— Start —

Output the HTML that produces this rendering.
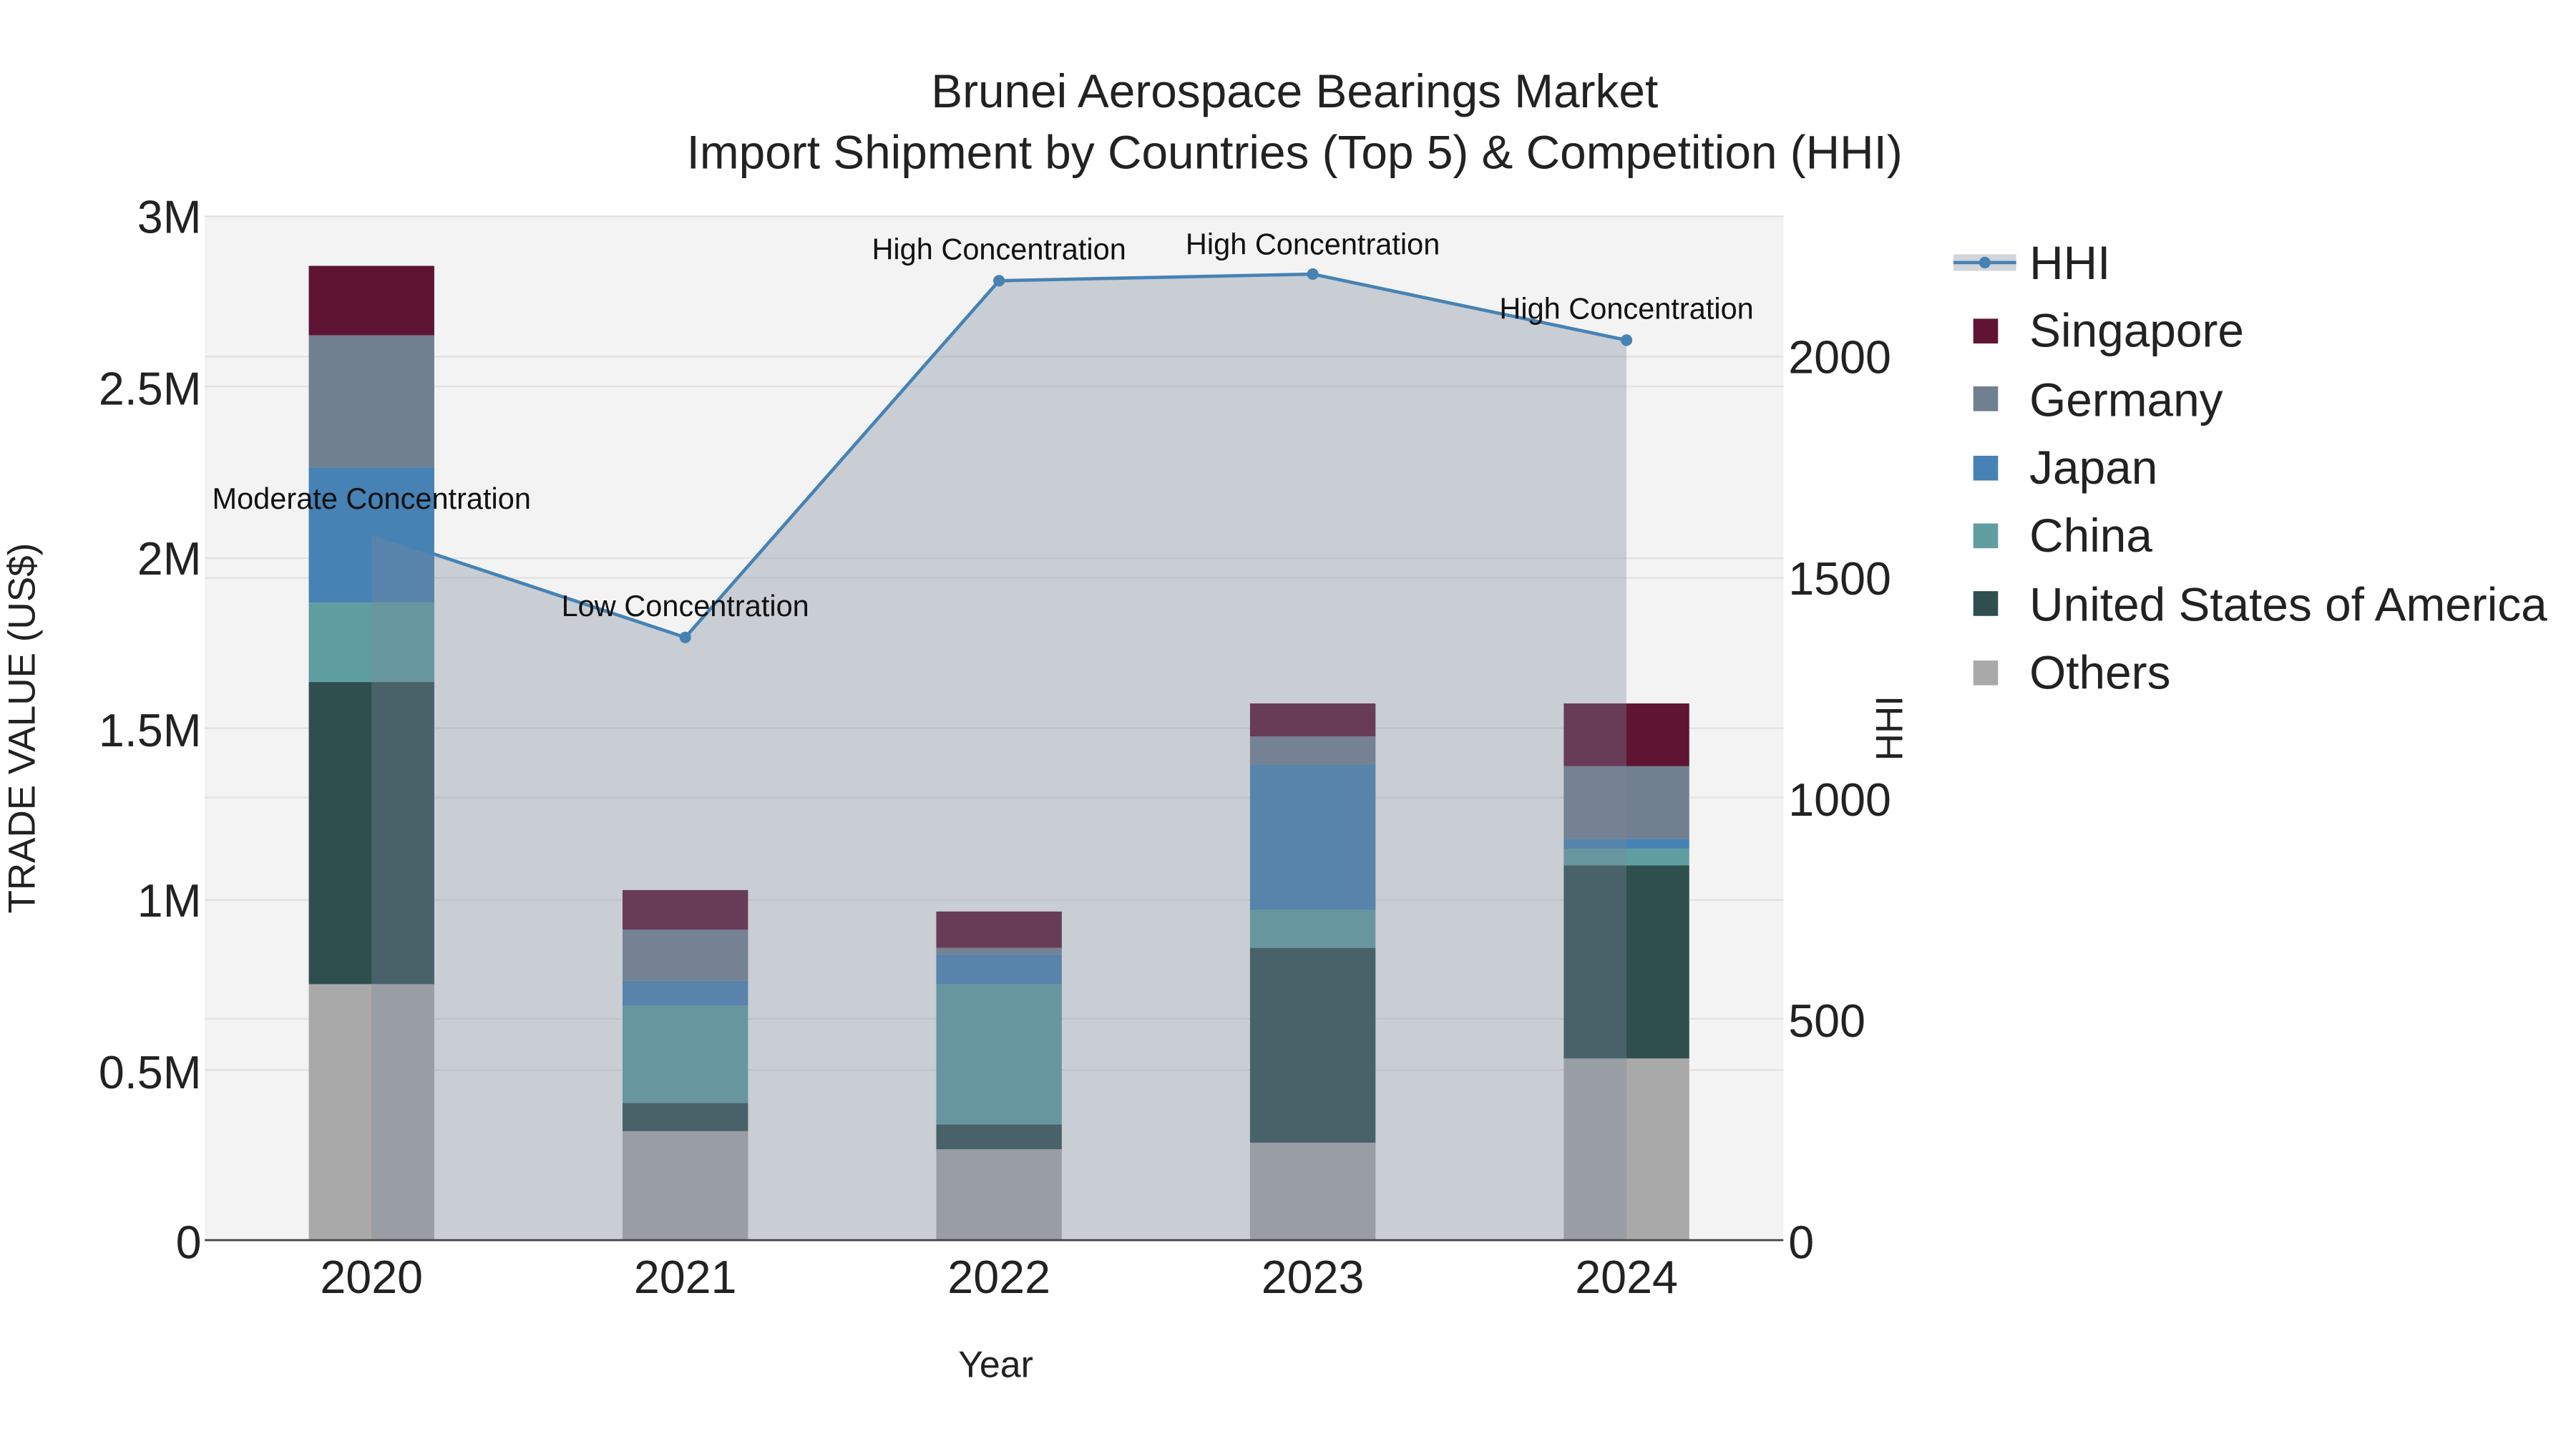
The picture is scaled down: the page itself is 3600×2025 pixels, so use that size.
<!DOCTYPE html>
<html><head><meta charset="utf-8"><style>html,body{margin:0;padding:0;background:#fff}svg{display:block}</style></head><body>
<svg xmlns="http://www.w3.org/2000/svg" width="3600" height="2025" viewBox="0 0 1560 877.5" font-family="Liberation Sans, sans-serif">
<rect width="1560" height="877.5" fill="#fff"/>
<rect x="124" y="131" width="956" height="620" fill="#f3f3f3"/>
<g stroke="#e2e2e2" stroke-width="1">
<line x1="124" x2="1080" y1="131" y2="131"/><line x1="124" x2="1080" y1="234" y2="234"/><line x1="124" x2="1080" y1="338" y2="338"/><line x1="124" x2="1080" y1="441" y2="441"/><line x1="124" x2="1080" y1="545" y2="545"/><line x1="124" x2="1080" y1="648" y2="648"/>
<line x1="124" x2="1080" y1="216" y2="216"/><line x1="124" x2="1080" y1="350" y2="350"/><line x1="124" x2="1080" y1="483" y2="483"/><line x1="124" x2="1080" y1="617" y2="617"/>
</g>
<g>
<rect x="187" y="596" width="76" height="155" fill="#a9a9a9"/><rect x="187" y="413" width="76" height="183" fill="#2f4f4f"/><rect x="187" y="365" width="76" height="48" fill="#5f9ea0"/><rect x="187" y="283" width="76" height="82" fill="#4682b4"/><rect x="187" y="203" width="76" height="80" fill="#708090"/><rect x="187" y="161" width="76" height="42" fill="#5f1434"/>
<rect x="377" y="685" width="76" height="66" fill="#a9a9a9"/><rect x="377" y="668" width="76" height="17" fill="#2f4f4f"/><rect x="377" y="609" width="76" height="59" fill="#5f9ea0"/><rect x="377" y="594" width="76" height="15" fill="#4682b4"/><rect x="377" y="563" width="76" height="31" fill="#708090"/><rect x="377" y="539" width="76" height="24" fill="#5f1434"/>
<rect x="567" y="696" width="76" height="55" fill="#a9a9a9"/><rect x="567" y="681" width="76" height="15" fill="#2f4f4f"/><rect x="567" y="596" width="76" height="85" fill="#5f9ea0"/><rect x="567" y="578" width="76" height="18" fill="#4682b4"/><rect x="567" y="574" width="76" height="4" fill="#708090"/><rect x="567" y="552" width="76" height="22" fill="#5f1434"/>
<rect x="757" y="692" width="76" height="59" fill="#a9a9a9"/><rect x="757" y="574" width="76" height="118" fill="#2f4f4f"/><rect x="757" y="551" width="76" height="23" fill="#5f9ea0"/><rect x="757" y="463" width="76" height="88" fill="#4682b4"/><rect x="757" y="446" width="76" height="17" fill="#708090"/><rect x="757" y="426" width="76" height="20" fill="#5f1434"/>
<rect x="947" y="641" width="76" height="110" fill="#a9a9a9"/><rect x="947" y="524" width="76" height="117" fill="#2f4f4f"/><rect x="947" y="514" width="76" height="10" fill="#5f9ea0"/><rect x="947" y="508" width="76" height="6" fill="#4682b4"/><rect x="947" y="464" width="76" height="44" fill="#708090"/><rect x="947" y="426" width="76" height="38" fill="#5f1434"/>
</g>
<polygon points="225,323 415,386 605,170 795,166 985,206 985,751 225,751" fill="rgba(123,134,154,0.35)"/>
<polyline points="225,323 415,386 605,170 795,166 985,206" fill="none" stroke="#4682b4" stroke-width="2"/>
<g fill="#4682b4"><circle cx="415" cy="386" r="3.5"/><circle cx="605" cy="170" r="3.5"/><circle cx="795" cy="166" r="3.5"/><circle cx="985" cy="206" r="3.5"/></g>
<line x1="124" x2="1080" y1="751" y2="751" stroke="#444" stroke-width="1.2"/>
<g font-size="18" fill="#111" text-anchor="middle">
<text x="225" y="308">Moderate Concentration</text><text x="415" y="373">Low Concentration</text><text x="605" y="157">High Concentration</text><text x="795" y="154">High Concentration</text><text x="985" y="193">High Concentration</text>
</g>
<g font-size="28.5" fill="#222" text-anchor="middle">
<text x="784" y="65">Brunei Aerospace Bearings Market</text>
<text x="784" y="102">Import Shipment by Countries (Top 5) &amp; Competition (HHI)</text>
</g>
<g font-size="28" fill="#222" text-anchor="end">
<text x="122" y="141">3M</text><text x="122" y="245">2.5M</text><text x="122" y="348">2M</text><text x="122" y="452">1.5M</text><text x="122" y="555">1M</text><text x="122" y="659">0.5M</text><text x="122" y="762">0</text>
</g>
<g font-size="28" fill="#222">
<text x="1083" y="226">2000</text><text x="1083" y="360">1500</text><text x="1083" y="494">1000</text><text x="1083" y="628">500</text><text x="1083" y="762">0</text>
</g>
<g font-size="28" fill="#222" text-anchor="middle">
<text x="225" y="783">2020</text><text x="415" y="783">2021</text><text x="605" y="783">2022</text><text x="795" y="783">2023</text><text x="985" y="783">2024</text>
</g>
<text x="603" y="834" font-size="22.5" fill="#222" text-anchor="middle">Year</text>
<text transform="translate(21,441) rotate(-90)" font-size="23" fill="#222" text-anchor="middle">TRADE VALUE (US$)</text>
<text transform="translate(1152,441) rotate(-90)" font-size="23" fill="#222" text-anchor="middle">HHI</text>
<rect x="1183" y="154" width="38" height="10" fill="rgba(123,134,154,0.35)"/>
<line x1="1183" x2="1221" y1="159" y2="159" stroke="#4682b4" stroke-width="2"/><circle cx="1202" cy="159" r="3.5" fill="#4682b4"/>
<rect x="1195" y="193" width="15" height="15" fill="#5f1434"/>
<rect x="1195" y="234" width="15" height="15" fill="#708090"/>
<rect x="1195" y="276" width="15" height="15" fill="#4682b4"/>
<rect x="1195" y="317" width="15" height="15" fill="#5f9ea0"/>
<rect x="1195" y="358" width="15" height="15" fill="#2f4f4f"/>
<rect x="1195" y="400" width="15" height="15" fill="#a9a9a9"/>
<g font-size="28.5" fill="#222">
<text x="1229" y="169">HHI</text><text x="1229" y="210">Singapore</text><text x="1229" y="252">Germany</text><text x="1229" y="293">Japan</text><text x="1229" y="334">China</text><text x="1229" y="376">United States of America</text><text x="1229" y="417">Others</text>
</g>
</svg>
</body></html>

— End —

DIRECTIVE.
Take each line containing the string "that" and copy it out.

SOLUTION TO THE PROBLEM.
Output the HTML that produces this rendering.
The picture is scaled down: the page itself is 3600×2025 pixels, so use that size.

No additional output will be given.